RAW DATA:
━━━━
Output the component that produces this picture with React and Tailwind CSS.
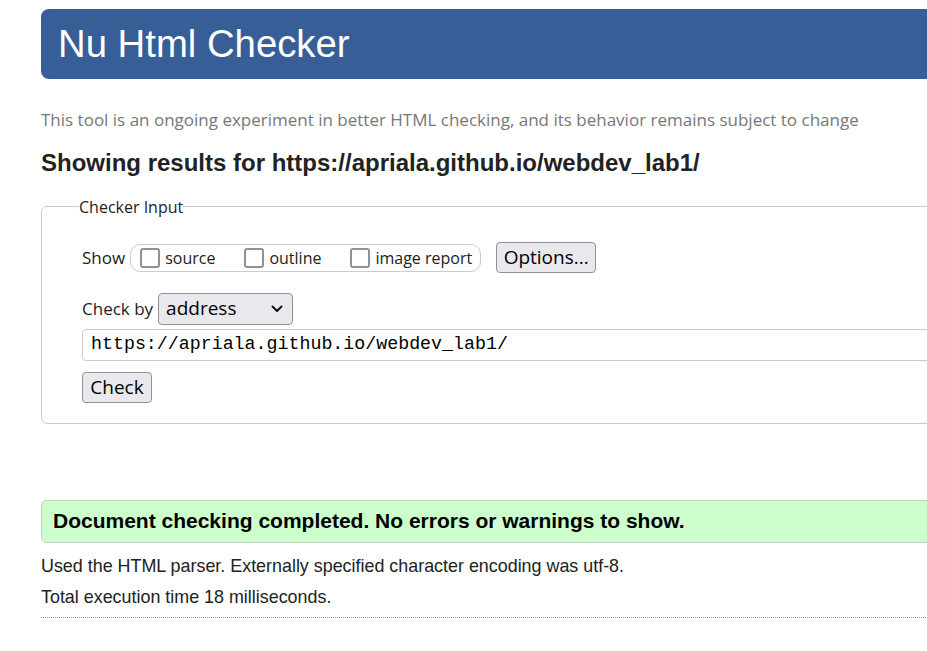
import React from "react";

const ui = { fontFamily: '"Open Sans", "Noto Sans", sans-serif' };
const arial = { fontFamily: '"Liberation Sans", Arial, sans-serif' };
const mono = { fontFamily: '"Liberation Mono", "DejaVu Sans Mono", monospace' };

const Box = ({ label }) => (
  <label className="flex items-center gap-[5px] whitespace-nowrap">
    <span className="w-[20px] h-[20px] border-2 border-[#8f8f9d] rounded-[3px] bg-white" />
    <span className="text-[16px] text-[#222]">{label}</span>
  </label>
);

const App = () => {
  return (
    <div className="w-full min-h-screen overflow-hidden bg-white">
      <div className="w-[1100px] pl-[41px] pt-[9px]">
        {/* Header */}
        <div className="h-[70px] bg-[#375e97] rounded-l-[8px] flex items-center pl-[17px]">
          <h1 className="text-white text-[38.3px] leading-none" style={arial}>
            Nu Html Checker
          </h1>
        </div>

        <p className="mt-[28px] text-[17px] text-[#777] whitespace-nowrap" style={ui}>
          This tool is an ongoing experiment in better HTML checking, and its behavior remains subject to change
        </p>

        <h2 className="mt-[12px] text-[24px] font-bold text-[#222] whitespace-nowrap" style={arial}>
          Showing results for https://apriala.github.io/webdev_lab1/
        </h2>

        {/* Checker input */}
        <fieldset className="mt-[14px] border border-[#ccc] rounded-l-[6px] pl-[37px] h-[229px]" style={ui}>
          <legend className="text-[16px] text-[#222] px-0">Checker Input</legend>

          <div className="flex items-center mt-[24px] ml-[3px]">
            <span className="text-[17px] text-[#222] mr-[5px]">Show</span>
            <div className="flex items-center gap-[29px] border border-[#ccc] rounded-[10px] h-[28px] pl-[9px] pr-[8px]">
              <Box label="source" />
              <Box label="outline" />
              <Box label="image report" />
            </div>
            <button className="ml-[15px] h-[31px] w-[100px] bg-[#e9e9ed] border border-[#8f8f9d] rounded-[4px] text-[19px] text-black -translate-y-[1px]">
              Options...
            </button>
          </div>

          <div className="flex items-center mt-[19px] ml-[3px]">
            <span className="text-[17px] text-[#222] mr-[5px]">Check by</span>
            <div className="h-[32px] w-[135px] bg-[#e9e9ed] border border-[#8f8f9d] rounded-[4px] flex items-center justify-between pl-[7px] pr-[9px]">
              <span className="text-[19px] text-black">address</span>
              <svg width="12" height="8" viewBox="0 0 12 8" fill="none">
                <path d="M1.5 1.5 6 6l4.5-4.5" stroke="#111" strokeWidth="2" strokeLinecap="round" strokeLinejoin="round" />
              </svg>
            </div>
          </div>

          <div className="ml-[3px] mt-[4px] h-[32px] border border-[#ccc] rounded-l-[4px] flex items-center pl-[8px]">
            <span className="text-[18.3px] text-black" style={mono}>
              https://apriala.github.io/webdev_lab1/
            </span>
          </div>

          <button className="ml-[3px] mt-[11px] h-[31px] w-[70px] bg-[#e9e9ed] border border-[#8f8f9d] rounded-[4px] text-[19px] text-black">
            Check
          </button>
        </fieldset>

        {/* Results */}
        <div className="mt-[76px] h-[43px] bg-[#ccffcc] border border-[#ccc] rounded-l-[5px] flex items-center pl-[11px]">
          <span className="text-[21px] font-bold text-black whitespace-nowrap" style={arial}>
            Document checking completed. No errors or warnings to show.
          </span>
        </div>

        <p className="mt-[10px] text-[17.9px] text-[#222] whitespace-nowrap" style={arial}>
          Used the HTML parser. Externally specified character encoding was utf-8.
        </p>
        <p className="mt-[5px] text-[17.9px] text-[#222]" style={arial}>
          Total execution time 18 milliseconds.
        </p>

        <div className="mt-[6px] border-t border-dotted border-[#999]" />
      </div>
    </div>
  );
};

export default App;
━━━━
WHAT IS REQUIRED: Pictures excluded, quote all the data above exactly.

RESPONSE TO THE EXERCISE:
Output the component that produces this picture with React and Tailwind CSS.
import React from "react";

const ui = { fontFamily: '"Open Sans", "Noto Sans", sans-serif' };
const arial = { fontFamily: '"Liberation Sans", Arial, sans-serif' };
const mono = { fontFamily: '"Liberation Mono", "DejaVu Sans Mono", monospace' };

const Box = ({ label }) => (
  <label className="flex items-center gap-[5px] whitespace-nowrap">
    <span className="w-[20px] h-[20px] border-2 border-[#8f8f9d] rounded-[3px] bg-white" />
    <span className="text-[16px] text-[#222]">{label}</span>
  </label>
);

const App = () => {
  return (
    <div className="w-full min-h-screen overflow-hidden bg-white">
      <div className="w-[1100px] pl-[41px] pt-[9px]">
        {/* Header */}
        <div className="h-[70px] bg-[#375e97] rounded-l-[8px] flex items-center pl-[17px]">
          <h1 className="text-white text-[38.3px] leading-none" style={arial}>
            Nu Html Checker
          </h1>
        </div>

        <p className="mt-[28px] text-[17px] text-[#777] whitespace-nowrap" style={ui}>
          This tool is an ongoing experiment in better HTML checking, and its behavior remains subject to change
        </p>

        <h2 className="mt-[12px] text-[24px] font-bold text-[#222] whitespace-nowrap" style={arial}>
          Showing results for https://apriala.github.io/webdev_lab1/
        </h2>

        {/* Checker input */}
        <fieldset className="mt-[14px] border border-[#ccc] rounded-l-[6px] pl-[37px] h-[229px]" style={ui}>
          <legend className="text-[16px] text-[#222] px-0">Checker Input</legend>

          <div className="flex items-center mt-[24px] ml-[3px]">
            <span className="text-[17px] text-[#222] mr-[5px]">Show</span>
            <div className="flex items-center gap-[29px] border border-[#ccc] rounded-[10px] h-[28px] pl-[9px] pr-[8px]">
              <Box label="source" />
              <Box label="outline" />
              <Box label="image report" />
            </div>
            <button className="ml-[15px] h-[31px] w-[100px] bg-[#e9e9ed] border border-[#8f8f9d] rounded-[4px] text-[19px] text-black -translate-y-[1px]">
              Options...
            </button>
          </div>

          <div className="flex items-center mt-[19px] ml-[3px]">
            <span className="text-[17px] text-[#222] mr-[5px]">Check by</span>
            <div className="h-[32px] w-[135px] bg-[#e9e9ed] border border-[#8f8f9d] rounded-[4px] flex items-center justify-between pl-[7px] pr-[9px]">
              <span className="text-[19px] text-black">address</span>
              <svg width="12" height="8" viewBox="0 0 12 8" fill="none">
                <path d="M1.5 1.5 6 6l4.5-4.5" stroke="#111" strokeWidth="2" strokeLinecap="round" strokeLinejoin="round" />
              </svg>
            </div>
          </div>

          <div className="ml-[3px] mt-[4px] h-[32px] border border-[#ccc] rounded-l-[4px] flex items-center pl-[8px]">
            <span className="text-[18.3px] text-black" style={mono}>
              https://apriala.github.io/webdev_lab1/
            </span>
          </div>

          <button className="ml-[3px] mt-[11px] h-[31px] w-[70px] bg-[#e9e9ed] border border-[#8f8f9d] rounded-[4px] text-[19px] text-black">
            Check
          </button>
        </fieldset>

        {/* Results */}
        <div className="mt-[76px] h-[43px] bg-[#ccffcc] border border-[#ccc] rounded-l-[5px] flex items-center pl-[11px]">
          <span className="text-[21px] font-bold text-black whitespace-nowrap" style={arial}>
            Document checking completed. No errors or warnings to show.
          </span>
        </div>

        <p className="mt-[10px] text-[17.9px] text-[#222] whitespace-nowrap" style={arial}>
          Used the HTML parser. Externally specified character encoding was utf-8.
        </p>
        <p className="mt-[5px] text-[17.9px] text-[#222]" style={arial}>
          Total execution time 18 milliseconds.
        </p>

        <div className="mt-[6px] border-t border-dotted border-[#999]" />
      </div>
    </div>
  );
};

export default App;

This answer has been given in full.